**What the exercise asks:** All the data should be repeated exactly. Any image in it is left out.

• • • • • • •

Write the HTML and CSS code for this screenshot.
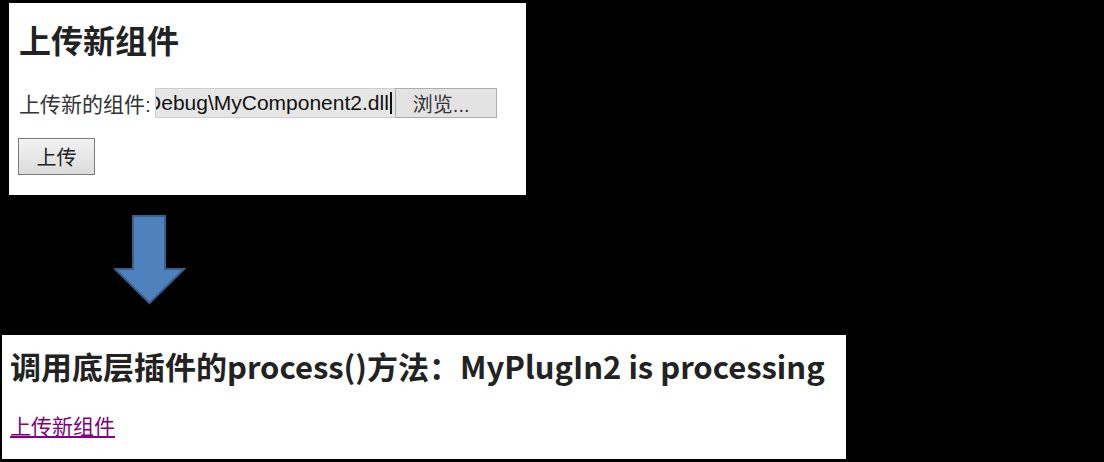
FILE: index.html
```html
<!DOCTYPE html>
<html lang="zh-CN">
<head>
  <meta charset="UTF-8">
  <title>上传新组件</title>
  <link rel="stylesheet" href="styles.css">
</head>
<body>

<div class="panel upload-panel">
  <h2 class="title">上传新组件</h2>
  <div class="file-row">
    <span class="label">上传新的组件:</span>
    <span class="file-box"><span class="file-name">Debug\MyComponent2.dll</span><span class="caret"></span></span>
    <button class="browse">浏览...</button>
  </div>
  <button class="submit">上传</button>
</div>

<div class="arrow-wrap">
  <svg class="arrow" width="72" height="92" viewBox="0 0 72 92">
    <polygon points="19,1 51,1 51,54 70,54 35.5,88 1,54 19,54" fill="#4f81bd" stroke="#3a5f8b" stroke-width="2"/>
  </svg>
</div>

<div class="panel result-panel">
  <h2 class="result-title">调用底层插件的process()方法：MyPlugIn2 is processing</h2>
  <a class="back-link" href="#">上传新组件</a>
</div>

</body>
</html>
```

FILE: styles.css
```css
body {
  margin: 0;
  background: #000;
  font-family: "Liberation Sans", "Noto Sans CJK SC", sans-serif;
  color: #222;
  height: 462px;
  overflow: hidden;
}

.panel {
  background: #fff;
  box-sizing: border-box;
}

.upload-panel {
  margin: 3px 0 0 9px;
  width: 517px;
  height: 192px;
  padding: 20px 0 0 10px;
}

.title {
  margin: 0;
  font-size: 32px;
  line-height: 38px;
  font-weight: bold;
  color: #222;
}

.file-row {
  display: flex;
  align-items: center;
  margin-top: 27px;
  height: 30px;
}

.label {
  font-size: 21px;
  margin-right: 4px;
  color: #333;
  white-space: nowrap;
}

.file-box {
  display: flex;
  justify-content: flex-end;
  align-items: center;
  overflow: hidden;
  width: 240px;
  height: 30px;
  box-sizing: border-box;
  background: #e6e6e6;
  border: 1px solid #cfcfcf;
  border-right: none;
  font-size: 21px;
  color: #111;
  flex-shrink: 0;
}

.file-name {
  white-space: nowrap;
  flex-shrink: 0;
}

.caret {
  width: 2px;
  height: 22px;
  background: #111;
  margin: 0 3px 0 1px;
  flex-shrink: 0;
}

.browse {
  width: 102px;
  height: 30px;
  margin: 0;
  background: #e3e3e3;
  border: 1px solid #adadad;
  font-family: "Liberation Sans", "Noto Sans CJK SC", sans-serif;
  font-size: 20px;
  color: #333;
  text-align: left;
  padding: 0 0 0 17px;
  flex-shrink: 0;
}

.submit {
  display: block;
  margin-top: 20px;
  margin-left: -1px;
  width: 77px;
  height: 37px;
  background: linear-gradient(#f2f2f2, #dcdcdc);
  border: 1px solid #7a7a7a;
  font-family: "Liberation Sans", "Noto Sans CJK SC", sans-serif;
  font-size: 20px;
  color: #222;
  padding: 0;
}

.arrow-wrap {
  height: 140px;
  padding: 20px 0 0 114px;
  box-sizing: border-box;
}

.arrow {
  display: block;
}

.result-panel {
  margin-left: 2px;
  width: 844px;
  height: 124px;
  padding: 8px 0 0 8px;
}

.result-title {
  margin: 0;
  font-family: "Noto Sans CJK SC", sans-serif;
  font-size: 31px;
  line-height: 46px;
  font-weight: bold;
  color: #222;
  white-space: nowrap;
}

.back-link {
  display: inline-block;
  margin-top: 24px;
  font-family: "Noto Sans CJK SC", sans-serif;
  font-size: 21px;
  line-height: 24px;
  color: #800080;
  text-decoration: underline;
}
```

• • • • • • •

**The completed task:**
Write the HTML and CSS code for this screenshot.
FILE: index.html
```html
<!DOCTYPE html>
<html lang="zh-CN">
<head>
  <meta charset="UTF-8">
  <title>上传新组件</title>
  <link rel="stylesheet" href="styles.css">
</head>
<body>

<div class="panel upload-panel">
  <h2 class="title">上传新组件</h2>
  <div class="file-row">
    <span class="label">上传新的组件:</span>
    <span class="file-box"><span class="file-name">Debug\MyComponent2.dll</span><span class="caret"></span></span>
    <button class="browse">浏览...</button>
  </div>
  <button class="submit">上传</button>
</div>

<div class="arrow-wrap">
  <svg class="arrow" width="72" height="92" viewBox="0 0 72 92">
    <polygon points="19,1 51,1 51,54 70,54 35.5,88 1,54 19,54" fill="#4f81bd" stroke="#3a5f8b" stroke-width="2"/>
  </svg>
</div>

<div class="panel result-panel">
  <h2 class="result-title">调用底层插件的process()方法：MyPlugIn2 is processing</h2>
  <a class="back-link" href="#">上传新组件</a>
</div>

</body>
</html>
```

FILE: styles.css
```css
body {
  margin: 0;
  background: #000;
  font-family: "Liberation Sans", "Noto Sans CJK SC", sans-serif;
  color: #222;
  height: 462px;
  overflow: hidden;
}

.panel {
  background: #fff;
  box-sizing: border-box;
}

.upload-panel {
  margin: 3px 0 0 9px;
  width: 517px;
  height: 192px;
  padding: 20px 0 0 10px;
}

.title {
  margin: 0;
  font-size: 32px;
  line-height: 38px;
  font-weight: bold;
  color: #222;
}

.file-row {
  display: flex;
  align-items: center;
  margin-top: 27px;
  height: 30px;
}

.label {
  font-size: 21px;
  margin-right: 4px;
  color: #333;
  white-space: nowrap;
}

.file-box {
  display: flex;
  justify-content: flex-end;
  align-items: center;
  overflow: hidden;
  width: 240px;
  height: 30px;
  box-sizing: border-box;
  background: #e6e6e6;
  border: 1px solid #cfcfcf;
  border-right: none;
  font-size: 21px;
  color: #111;
  flex-shrink: 0;
}

.file-name {
  white-space: nowrap;
  flex-shrink: 0;
}

.caret {
  width: 2px;
  height: 22px;
  background: #111;
  margin: 0 3px 0 1px;
  flex-shrink: 0;
}

.browse {
  width: 102px;
  height: 30px;
  margin: 0;
  background: #e3e3e3;
  border: 1px solid #adadad;
  font-family: "Liberation Sans", "Noto Sans CJK SC", sans-serif;
  font-size: 20px;
  color: #333;
  text-align: left;
  padding: 0 0 0 17px;
  flex-shrink: 0;
}

.submit {
  display: block;
  margin-top: 20px;
  margin-left: -1px;
  width: 77px;
  height: 37px;
  background: linear-gradient(#f2f2f2, #dcdcdc);
  border: 1px solid #7a7a7a;
  font-family: "Liberation Sans", "Noto Sans CJK SC", sans-serif;
  font-size: 20px;
  color: #222;
  padding: 0;
}

.arrow-wrap {
  height: 140px;
  padding: 20px 0 0 114px;
  box-sizing: border-box;
}

.arrow {
  display: block;
}

.result-panel {
  margin-left: 2px;
  width: 844px;
  height: 124px;
  padding: 8px 0 0 8px;
}

.result-title {
  margin: 0;
  font-family: "Noto Sans CJK SC", sans-serif;
  font-size: 31px;
  line-height: 46px;
  font-weight: bold;
  color: #222;
  white-space: nowrap;
}

.back-link {
  display: inline-block;
  margin-top: 24px;
  font-family: "Noto Sans CJK SC", sans-serif;
  font-size: 21px;
  line-height: 24px;
  color: #800080;
  text-decoration: underline;
}
```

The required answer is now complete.